Sitemap | Zoeken | Contact |
Albino Luciani > Teksten en toespraken






Angelus-toespraak op 17 september 1978


DE SCHOOL

Aanstaande dinsdag gaan bijna twaalf miljoen jongens en meisjes weer naar school. De Paus hoopt dat hij niet door onjuiste inmenging het gras wegmaait voor de voeten van minister Pedini, wanneer hij zijn hartelijkste gelukwensen aanbiedt zowel aan de onderwijzers als aan de scholieren.

 

De Italiaanse onderwijzers hebben in hun geschiedenis klassieke gevallen van voorbeeldige gehechtheid en toewijding aan de school. Josué Carducci was professor aan de universiteit van Bologna. Voor bepaalde plechtigheden was hij naar Florence gereisd. 's Avonds nam hij afscheid van de minister van openbaar onderwijs. 'Kom - zei de minister . blijf toch nog een dag'. 'Excellentie, dat kan niet, morgen moet ik les geven op de universiteit en de jongens verwachten mij'. 'Daar ontsla ik u dan van' zei de minister. 'U kunt mij daarvan ontslaan, maar mijzelf ontsla ik daar niet van' was het antwoord van professor Carducci. Hij had een zeer hoge opvatting zowel van zijn werk op de school als van zijn leerlingen. Hij was van dat soort dat zegt: 'Om aan John Latijn te leren is het niet voldoende om Latijn te kennen, maar het is ook noodzakelijk om John te kennen en van hem te houden! En bovendien: De les is zoveel waard als de voorbereiding erop wat waard is'.

 

Aan de leerlingen van de lagere school zou ik hun vriend Pinocchio in herinnering willen brengen, niet die jongen die eens de school verzuimde om naar de poppenkast te gaan kijken, maar die andere, die Pinocchio, die zó graag naar school ging, dat hij het hele schooljaar, iedere dag, als eerste in de klas was en als laatste wegging.

 

Mijn meest hartelijke gelukwensen zijn echter gericht tot de leerlingen van de middelbare scholen, vooral van de hogere middelbare. Zij worden geconfronteerd niet alleen met de onmiddellijke problemen van de school, maar ook - in de verte reeds - wat na de schooltijd moet komen.

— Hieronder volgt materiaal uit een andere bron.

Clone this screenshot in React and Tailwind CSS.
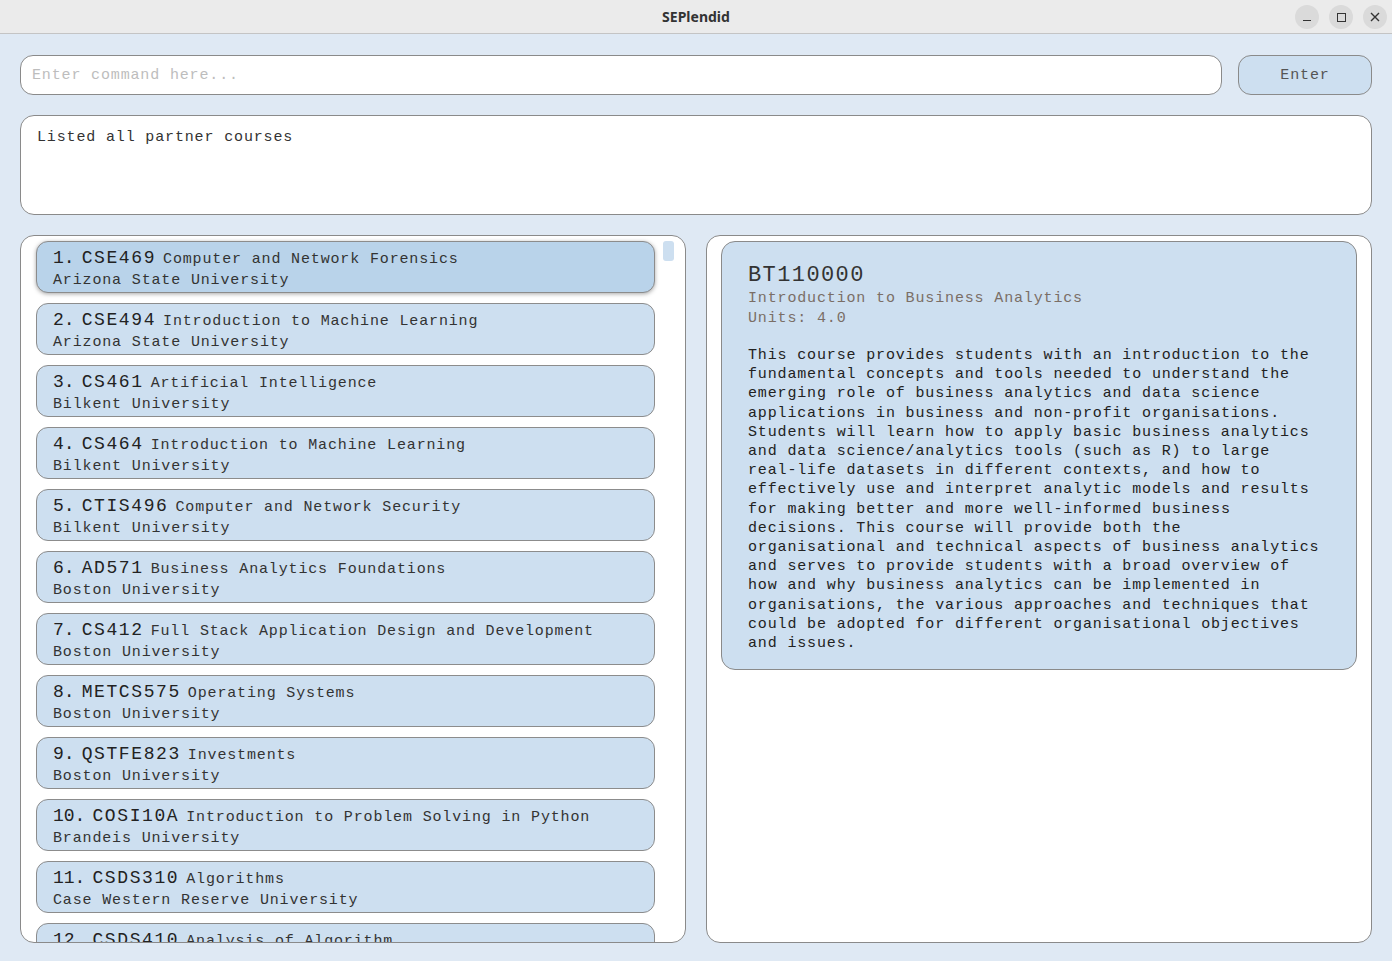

Zowel in Italië als in andere landen ter wereld staan tegenwoordig de deuren wijd open voor wie naar hogere scholen of universiteit wil gaan, maar wanneer ze hun diploma of doctorstitel hebben behaald, staan ze voor nauwe, heel smalle deurtjes, ze vinden dan geen werk en kunnen niet trouwen. Dat zijn problemen die de maatschappij van vandaag moet bestuderen en trachten op te lossen.

 

Ook de Paus is leerling geweest op die scholen: gymnasium, lyceum, universiteit. Maar ik dacht toen alleen maar aan de jeugd en de parochie. Er is nooit iemand mij komen zeggen: 'Jij zult Paus worden!' O, als ze me dat gezegd zouden hebben, wat zou ik dan meer gestudeerd hebben, meer mijzelf voorbereid hebben. Maar nu ben ik oud, is er geen tijd meer.

 

Maar jullie, beste jongens en meisjes die studeren, jullie zijn echt jong, jullie hebben nog de tijd, de gelegenheid, jullie hebben je jeugd, gezondheid, geheugen, talent: probeer dat alles volop te gebruiken. Uit jullie scholen zal de leidende klasse van morgen komen. Velen van jullie zullen ministers worden, kamerleden, directeuren, senatoren, burgemeesters, wethouders, of ook ingenieurs, artsen, jullie zullen posten bekleden in de maatschappij. Wie vandaag de dag een post bekleedt, moet de nodige bevoegdheid hebben, je moet je er op voorbereiden.

 

Generaal Wellington, die Napoleon versloeg, wilde eens naar Engeland terugkeren om het militaire college te bezoeken waar hij gestudeerd had, waar hij zich had voorbereid. Aan de leerling-officieren zei hij toen: 'Kijk, hier is de slag van Waterloo gewonnen!'

 

Dat zeg ik ook aan jullie, beste jongens en meisjes, jullie zullen gevechten moeten leveren in je leven, als je 30, 40 of 50 jaar zult zijn, maar als je de overwinning wilt behalen, moet je nu beginnen, nu je voorbereiden, nu volharden in de studie en op school.

 

Laten wij de Heer bidden, dat Hij de leraren en leerlingen wil helpen en ook al de families, die naar de school kijken met dezelfde genegenheid en bezorgdheid als de Paus.